Alasdair Gray’s Poor Things was weirder than the movie.
Jen Beagin’s novel Big Swiss didn’t quite stick the landing for me, but it made me laugh a bunch and I think it could make an outstanding TV series.
(I was about to lament how little fiction I read this year, and then I remembered I spent a month reading freaking Middlemarch.)
Art books
Adam Moss’s The Work of Art.
Chris Ware’s Acme Novelty Datebook Volume Three, the final installment in his sketchbook series.
John Hendrix’s graphic novel biography about the remarkable friendship of C.S. Lewis and J.R.R. Tolkien, The Mythmakers.
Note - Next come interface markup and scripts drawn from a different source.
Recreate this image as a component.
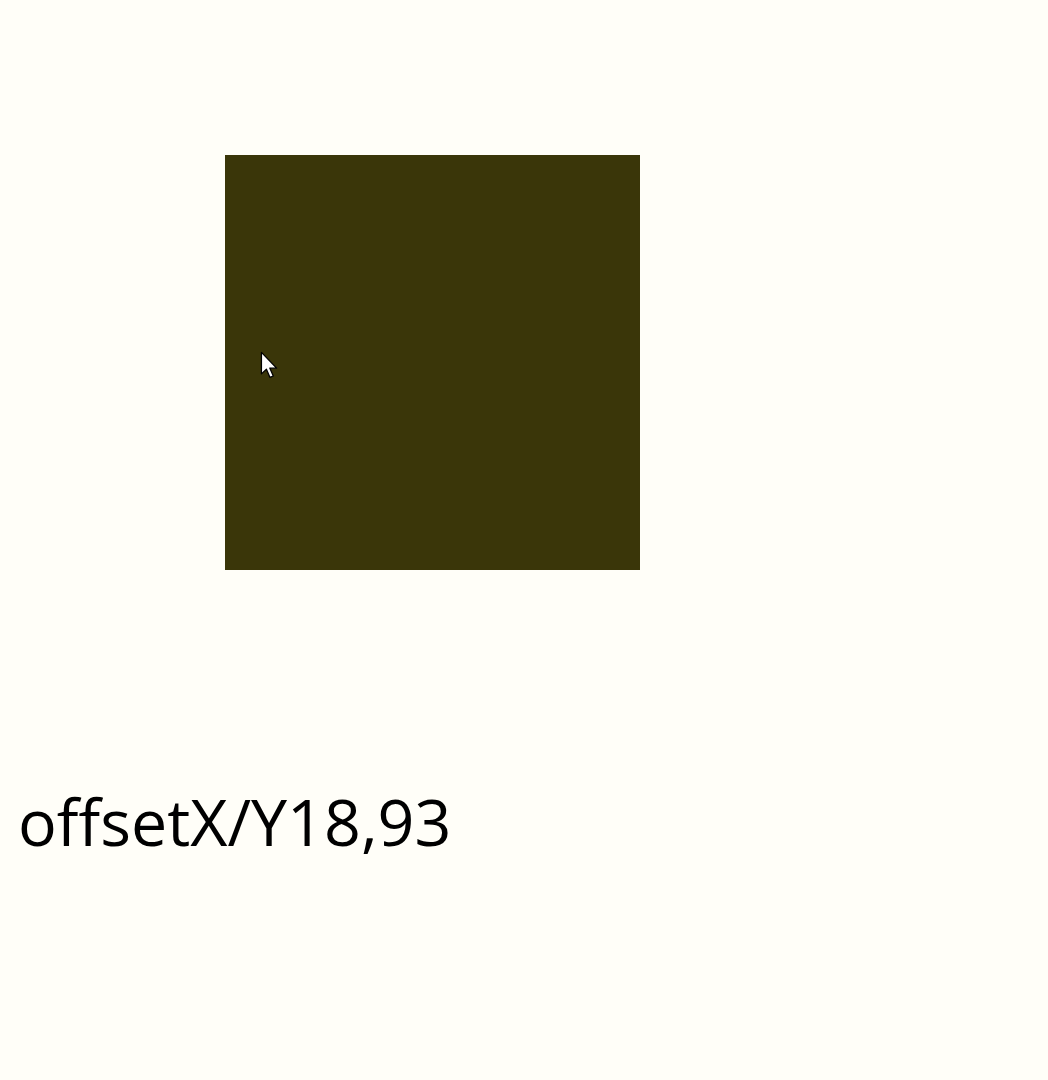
export default function App() {
  return (
    <div className="min-h-[1080px] w-full bg-[#fffef8] pt-[155px]" style={{ fontFamily: '"Open Sans", "Noto Sans", sans-serif' }}>
      <div className="relative ml-[225px] h-[415px] w-[415px] bg-[#3a3609]">
        <svg className="absolute left-[35px] top-[196px]" width="20" height="30" viewBox="0 0 14 21">
          <path d="M1 1 L1 16 L4.5 12.8 L7 18.5 L9.3 17.5 L6.9 12 L11.6 12 Z" fill="#fff" stroke="#000" strokeWidth="0.9" strokeLinejoin="round" />
        </svg>
      </div>
      <div className="mt-[211px] pl-[18px] text-[64.5px] leading-[80px] text-black">offsetX/Y18,93</div>
    </div>
  );
}
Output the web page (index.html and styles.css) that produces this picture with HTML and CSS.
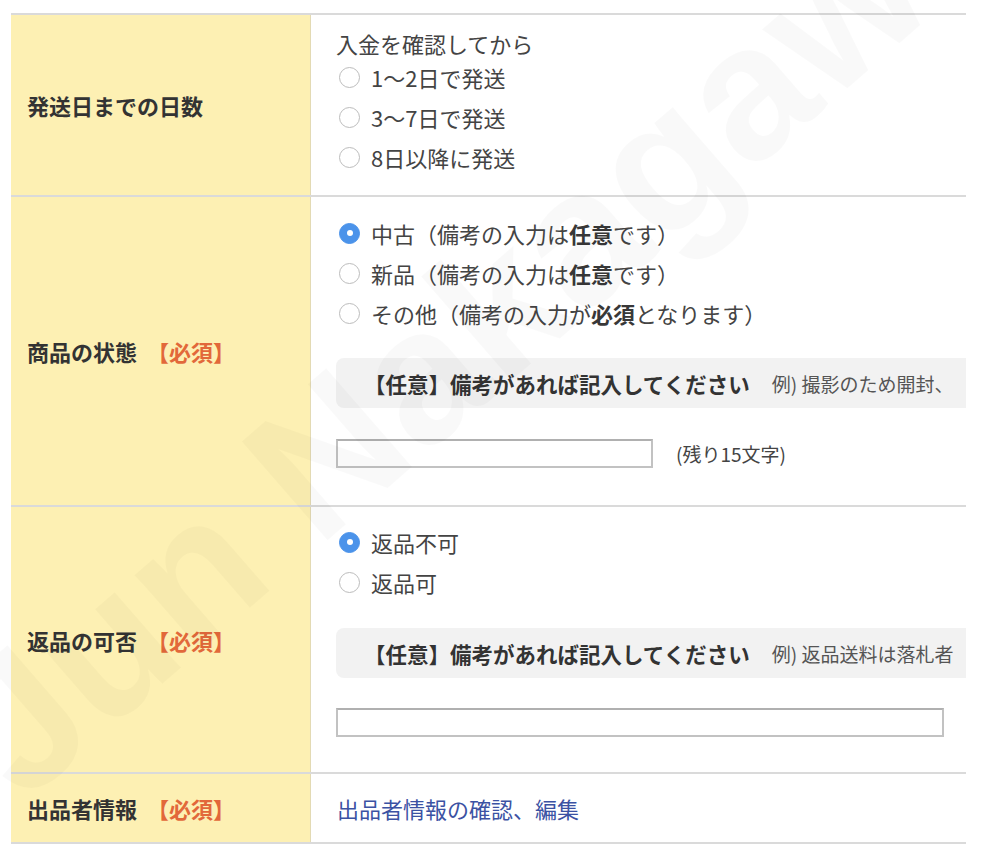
FILE: index.html
```html
<!DOCTYPE html>
<html lang="ja">
<head>
<meta charset="utf-8">
<title>出品フォーム</title>
<link rel="stylesheet" href="styles.css">
</head>
<body>
<div class="page">
  <div class="form">
    <div class="row">
      <div class="label">発送日までの日数</div>
      <div class="content c1">
        <div class="note">入金を確認してから</div>
        <label class="radio"><span class="dot"></span>1〜2日で発送</label>
        <label class="radio"><span class="dot"></span>3〜7日で発送</label>
        <label class="radio"><span class="dot"></span>8日以降に発送</label>
      </div>
    </div>
    <div class="row">
      <div class="label">商品の状態<span class="req">【必須】</span></div>
      <div class="content c2">
        <label class="radio"><span class="dot on"></span>中古（備考の入力は<b>任意</b>です）</label>
        <label class="radio"><span class="dot"></span>新品（備考の入力は<b>任意</b>です）</label>
        <label class="radio"><span class="dot"></span>その他（備考の入力が<b>必須</b>となります）</label>
        <div class="memo"><span class="memo-title">【任意】備考があれば記入してください</span><span class="memo-ex">例) 撮影のため開封、</span></div>
        <div class="field"><span class="input short"></span><span class="count">(残り15文字)</span></div>
      </div>
    </div>
    <div class="row">
      <div class="label">返品の可否<span class="req">【必須】</span></div>
      <div class="content c3">
        <label class="radio"><span class="dot on"></span>返品不可</label>
        <label class="radio"><span class="dot"></span>返品可</label>
        <div class="memo"><span class="memo-title">【任意】備考があれば記入してください</span><span class="memo-ex">例) 返品送料は落札者</span></div>
        <div class="field"><span class="input long"></span></div>
      </div>
    </div>
    <div class="row">
      <div class="label">出品者情報<span class="req">【必須】</span></div>
      <div class="content c4">
        <a class="link" href="#">出品者情報の確認、編集</a>
      </div>
    </div>
  </div>
  <div class="watermark">Jun Nakagawa</div>
</div>
</body>
</html>
```

FILE: styles.css
```css
html, body {
  margin: 0;
  padding: 0;
  background: #ffffff;
}

body {
  font-family: "Noto Sans CJK JP", "Noto Sans", sans-serif;
  color: #3a3a3a;
}

.page {
  position: relative;
  width: 966px;
  height: 852px;
  padding: 13px 0 0 11px;
  box-sizing: border-box;
  overflow: hidden;
}

.form {
  width: 955px;
  overflow: hidden;
  border-bottom: 2px solid #dadada;
}

.row {
  display: flex;
  border-top: 2px solid #dadada;
}

.label {
  width: 300px;
  flex: none;
  box-sizing: border-box;
  background: #fdf0b3;
  border-right: 1px solid #e3dab4;
  display: flex;
  align-items: center;
  padding-left: 16px;
  font-size: 22px;
  font-weight: bold;
  color: #333333;
  white-space: nowrap;
}

.req {
  color: #e2683a;
  margin-left: 10px;
}

.content {
  flex: 1;
  min-width: 0;
  padding-left: 25px;
  font-size: 22px;
  color: #444444;
}

.c1 { padding-top: 14px; padding-bottom: 18px; }
.c2 { padding-top: 16px; padding-bottom: 37px; }
.c3 { padding-top: 15px; padding-bottom: 35px; }
.c4 {
  height: 68px;
  display: flex;
  align-items: center;
  padding-left: 26px;
}

.note {
  line-height: 28px;
  height: 28px;
}

.radio {
  display: flex;
  align-items: center;
  height: 40px;
  white-space: nowrap;
}

.radio b {
  font-weight: bold;
  color: #383838;
}

.dot {
  width: 21px;
  height: 21px;
  box-sizing: border-box;
  border: 1.5px solid #bcbcbc;
  border-radius: 50%;
  background: #ffffff;
  margin-left: 3px;
  margin-right: 11px;
  flex: none;
  display: flex;
  align-items: center;
  justify-content: center;
}

.dot.on {
  background: #4b93ea;
  border-color: #4b93ea;
}

.dot.on::after {
  content: "";
  width: 6px;
  height: 6px;
  border-radius: 50%;
  background: #ffffff;
}

.memo {
  height: 50px;
  background: #f2f2f2;
  border-radius: 8px 0 0 8px;
  display: flex;
  align-items: center;
  padding-left: 28px;
  white-space: nowrap;
  overflow: hidden;
}

.c2 .memo { margin-top: 25px; }
.c3 .memo { margin-top: 26px; }

.memo-title {
  font-size: 21.5px;
  font-weight: bold;
  color: #333333;
}

.memo-ex {
  font-size: 19px;
  color: #555555;
  margin-left: 22px;
}

.field {
  display: flex;
  align-items: center;
  height: 29px;
}

.c2 .field { margin-top: 31px; }
.c3 .field { margin-top: 30px; }

.input {
  height: 29px;
  box-sizing: border-box;
  border: 2px solid #c2c2c2;
  border-top-color: #b0b0b0;
  background: #ffffff;
  display: block;
}

.input.short { width: 317px; }
.input.long { width: 608px; }

.count {
  font-size: 19px;
  color: #444444;
  margin-left: 23px;
}

.link {
  color: #3b52a3;
  text-decoration: none;
  font-size: 22px;
}

.watermark {
  position: absolute;
  left: -20px;
  top: 660px;
  font-family: "Liberation Sans", sans-serif;
  font-weight: bold;
  font-size: 190px;
  line-height: 1;
  color: rgba(0, 0, 0, 0.025);
  white-space: nowrap;
  transform: rotate(-41deg);
  transform-origin: 0 50%;
  pointer-events: none;
}
```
Cartoonist Edward Steed’s collection, Forces of Nature.
Amy Sillman’s Faux Pas.
Amos Kennedy’s Citizen Printer, the most lavish book yet published with my name on the cover.
* * *
Last year I wrote, “This year I would like to be more reckless than ever — I would consider it a great triumph, actually, if I finished fewer books, if I sampled and skimmed and scraped more books, and saved finishing for books where I can’t stop turning the pages.”
I failed, again, as I always do, but I’m getting closer. (Why didn’t I just stop reading Middlemarch? Why did I even pick up Middlemarch? Not my cup of tea!)